This means that each ArcShift-instance always points at a valid value of type T. No locking or synchronization is required to get at this value. This is why ArcShift instances are fast to use. There is the drawback that as long as an ArcShift-instance exists, whatever value it points to must be kept alive. Each time an ArcShift instance is accessed mutably, we have an opportunity to update its pointer to the ‘next’ value. The operation to update the pointer is called a ‘reload’.
When the last ArcShift-instance releases a particular value, it will be dropped.
ArcShiftWeak-instances also keep pointers to the heap blocks mentioned above, but the value T
in the block can be dropped while being held by an ArcShiftWeak.
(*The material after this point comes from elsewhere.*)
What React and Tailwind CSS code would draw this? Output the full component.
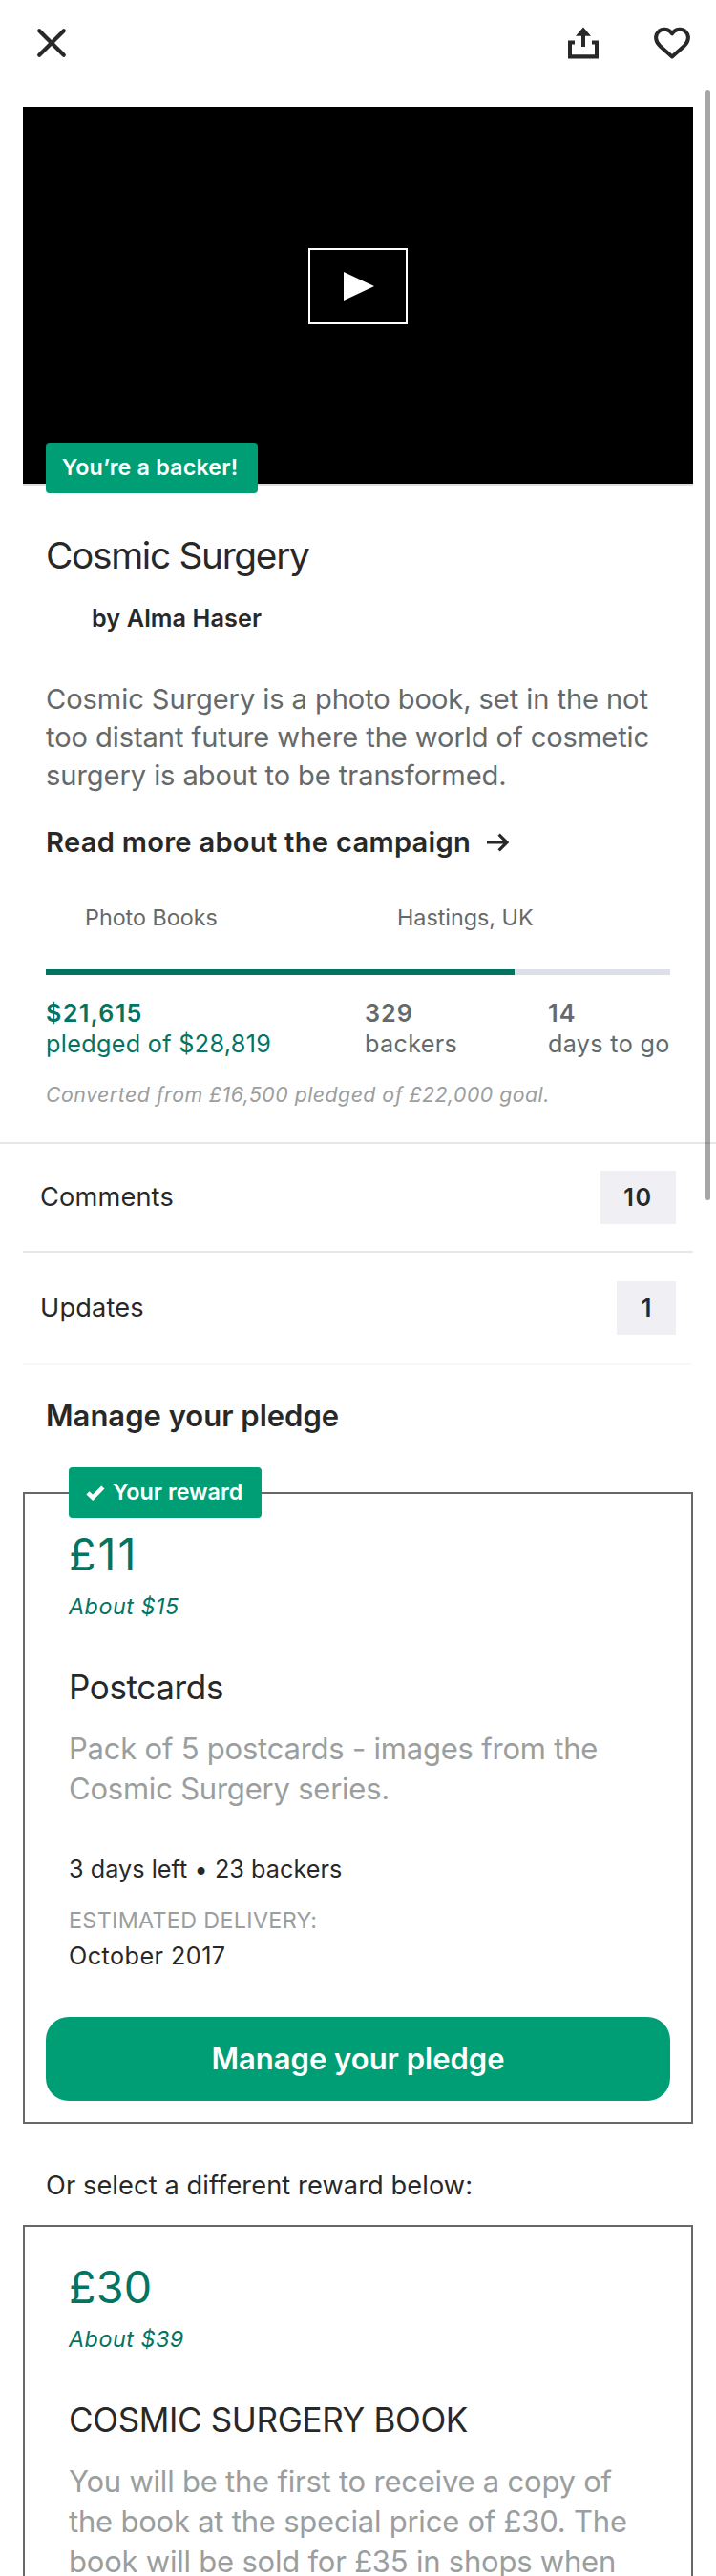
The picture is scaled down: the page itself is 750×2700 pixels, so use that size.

This means that an ArcShiftWeak-
instance only consumes std::mem::size_of::<T>()
bytes plus 5 words of memory, when the value
it points to has been dropped. When the ArcShiftWeak-instance is reloaded, or dropped, that
memory is also released.
§Prior Art
ArcShift is very much inspired by arc-swap. The two crates can be used for similar problems. They have slightly different APIs, one or the other may be a more natural fit depending on the problem. ArcShift may be faster for some problems, slower for others.
§Pitfall #1 - lingering memory usage
Be aware that ArcShift instances that are just “lying around” without ever being reloaded,
will keep old values around, taking up memory. This is a fundamental drawback of the approach
taken by ArcShift. One workaround is to replace any long-lived infrequently reloaded instances of
ArcShift
with ArcShiftWeak
. This alleviates the problem, though heap storage of approx
size_of<T>
+ 5 words is still expended.
§Pitfall #2 - reference count limitations
ArcShift uses usize data type for the reference counts. However, it reserves two bits for tracking some metadata. This leaves usize::MAX/4 as the maximum usable reference count. To avoid having to check the refcount twice (once before increasing the count), we set the limit at usize::MAX/8, and check the count after the atomic operation. This has the effect that if more than usize::MAX/8 threads clone the same ArcShift instance concurrently, the unsoundness will occur. However, this is considered acceptable, because this exceeds the possible number of concurrent threads by a huge safety margin. Also note that usize::MAX/8 ArcShift instances would take up usize::MAX bytes of memory, which is very much impossible in practice. By leaking ArcShift instances in a tight loop it is still possible to achieve a weak count of usize::MAX/8, in which case ArcShift will panic.
§A larger example
struct CharacterModel {
/* 3D model, textures, etc*/
}
struct World {
models: Vec<ArcShift<CharacterModel>>
}
/// Loads models. Regularly scans filesystem,
/// updates models when their files change on disk.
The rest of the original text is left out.